Many aspects impact the microbiome in transplant, including donor transmission, structural changes within the lungs and immunosuppression. However, there is still limited information regarding how these factors impact the mycobiome. The fungal aspect of the microbiome has been characterized in a small set of lung transplant patients showing that in general, there is decreased fungal abundance and diversity compared with healthy controls. Charlson et al characterized the lung mycobiome in 21 patients following lung transplantation, and found that in many cases, it was largely dominated by Candida species which were also found in the oropharyngeal wash of these subjects. In two individuals, high levels of Aspergillus were detected; however, these were largely absent in the oropharyngeal wash samples. Furthermore, Cryptococcus was observed in the BAL samples of six patients at relatively low abundance.[100] Indication for transplant also appears to have an effect. Individuals transplanted for CF showed the lowest species richness.[100]

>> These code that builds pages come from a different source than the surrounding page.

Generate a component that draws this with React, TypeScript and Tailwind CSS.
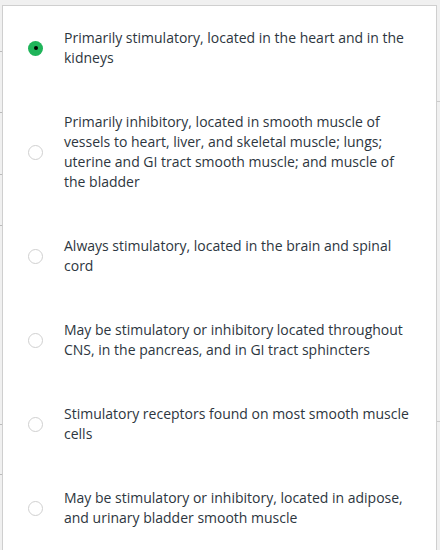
import React from "react";

const options = [
  "Primarily stimulatory, located in the heart and in the kidneys",
  "Primarily inhibitory, located in smooth muscle of vessels to heart, liver, and skeletal muscle; lungs; uterine and GI tract smooth muscle; and muscle of the bladder",
  "Always stimulatory, located in the brain and spinal cord",
  "May be stimulatory or inhibitory located throughout CNS, in the pancreas, and in GI tract sphincters",
  "Stimulatory receptors found on most smooth muscle cells",
  "May be stimulatory or inhibitory, located in adipose, and urinary bladder smooth muscle",
];

const leftSegments = [52, 61, 62, 51, 199, 50];
const rightSegments = [102, 320];

export default function App() {
  return (
    <div
      className="flex w-[440px] h-[550px] overflow-hidden bg-[#f0f0f0]"
      style={{ fontFamily: '"Open Sans", "Noto Sans", sans-serif' }}
    >
      <div className="flex flex-col w-[2px] shrink-0">
        {leftSegments.map((h, i) => (
          <div key={i} className="shrink-0 border-b border-[#bbb]" style={{ height: h }} />
        ))}
      </div>

      <div className="mt-[5px] w-[435px] h-[560px] shrink-0 bg-white border border-[#cfcfcf]">
        {options.map((text, i) => (
          <div key={i} className="flex items-center py-[22px] pl-[25px]">
            {i === 0 ? (
              <span className="flex items-center justify-center w-[15px] h-[15px] rounded-full bg-[#1fb45a] shrink-0">
                <span className="block w-[4px] h-[4px] rounded-full bg-black" />
              </span>
            ) : (
              <span className="block w-[15px] h-[15px] rounded-full border border-[#d0d0d0] bg-white shrink-0" />
            )}
            <div className="ml-[21px] w-[350px] text-[14px] leading-[20px] text-[#2d3640]">
              {text}
            </div>
          </div>
        ))}
      </div>

      <div className="flex flex-col w-[3px] shrink-0">
        {rightSegments.map((h, i) => (
          <div key={i} className="shrink-0 border-b border-[#ccc]" style={{ height: h }} />
        ))}
      </div>
    </div>
  );
}
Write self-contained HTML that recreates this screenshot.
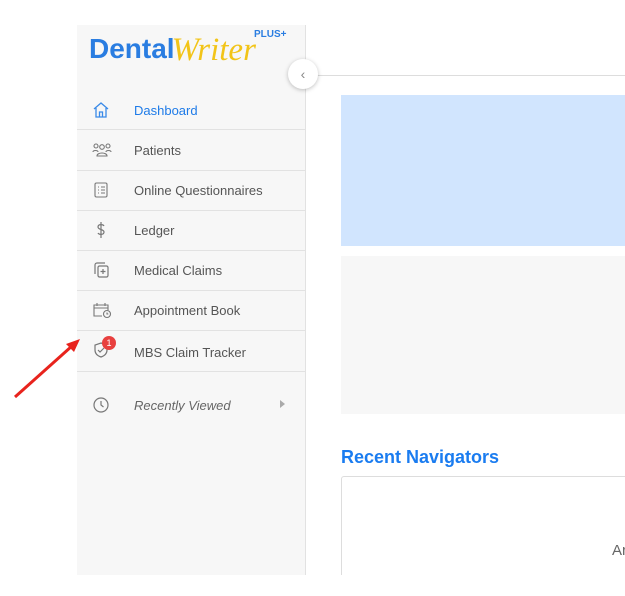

Certain members of the mycobiome may be associated with negative outcomes post-transplant. Colonization with Aspergillus has been shown to be strongly associated with development of BOS and increased BOS-related mortality using Cox-regression analyses.[112] Willner et al demonstrated that Aspergillus species were decreased in transplant patients who had Pseudomonas-dominated microbiomes, which was shown to be negatively correlated with the development of BOS.[81] Therefore, further characterization of the mycobiome is necessary to determine the contribution of members to negative outcomes post lung transplantation. This may contribute to long-term treatment strategies in microbiome manipulation as a way of mitigating the development and progression of BOS.